Michael McGreevey (born February 7, 1948) is an American actor and screenwriter. He starred in several Walt Disney films as a young actor and later became a writer for the Fame TV series. He is the son of Emmy Award-winning television and film screenwriter John McGreevey.
Career
Michael McGreevey's first major role was as young cabin boy Chip Kessler in the 1959–61 TV series Riverboat.[1] It starred Darren McGavin as the captain of a riverboat on the Mississippi River during the 1830s. In a 2015 interview, McGreevey confirmed the rumored friction between McGavin and his co-star Burt Reynolds: "They were just two very different personalities. I think that Burt was insecure. It was his first job in Hollywood and Darren was a very polished actor. It was Darren's show really--he was Captain Holden. I think Burt was a little jealous of Darren and they clashed quite a bit. What finally happened was that Burt left the show. But I loved them both. Darren was very much a father figure for me and Burt was like a big brother. He had been a football player at Florida State and I was impressed with that because I was into football. The first football I ever got--in fact, I've still got it--he got me. We used to play catch. I still see Burt every once in awhile [sic]. He still says: 'Don't tell people you were only 11 years old when we were on Riverboat.'"[2]
In 1978, after studying film at UCLA, Michael McGreevey collaborated with his father, John McGreevey, on the script for the 1978 made-for-TV movie Ruby and Oswald: "In reality, the movie, although it's called Ruby and Oswald, is a three-way depiction of those four days in Dallas where we cut back and forth between the documentary footage of Kennedy and the recreated story with Ruby and Oswald. Dad and I both knew a man named Alan Landsburg, who had done a lot of documentaries. We went to him with the project first and he knew Mel Stuart, who had done an Academy Award-winning documentary called Four Days in November (1964). So, Mel was attached to direct it and we went into CBS and sold it right away as a three-hour special event movie. I was very proud of that movie; it was very well done."[2]
McGreevey subsequently wrote episodes of TV series such as The Waltons; Quincy, M.E.; and Fame.

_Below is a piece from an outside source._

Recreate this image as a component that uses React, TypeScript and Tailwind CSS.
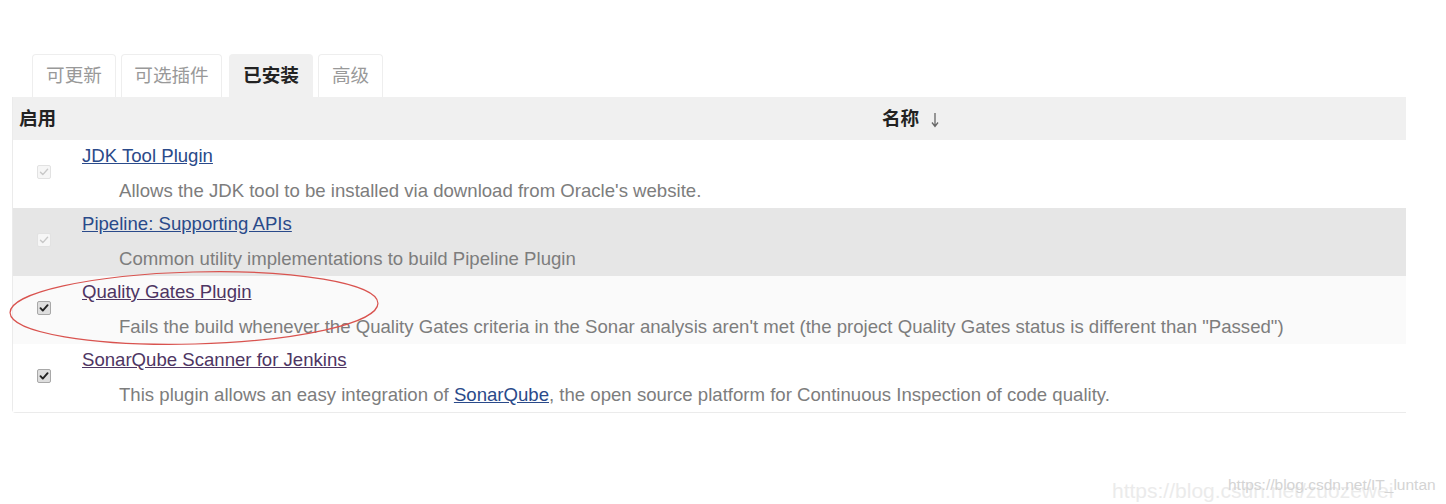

He eventually became a script editor and then creative consultant for Fame.[6] In 1984, he received an Emmy nomination for Outstanding Writing in Children's Programming for co-writing the ABC Afterschool Special "The Celebrity and the Arcade Kid".[7] In 2015, he co-wrote the feature-length documentary Earl Hamner Storyteller, which focused on the life and career of The Waltons creator Earl Hamner, Jr.[2]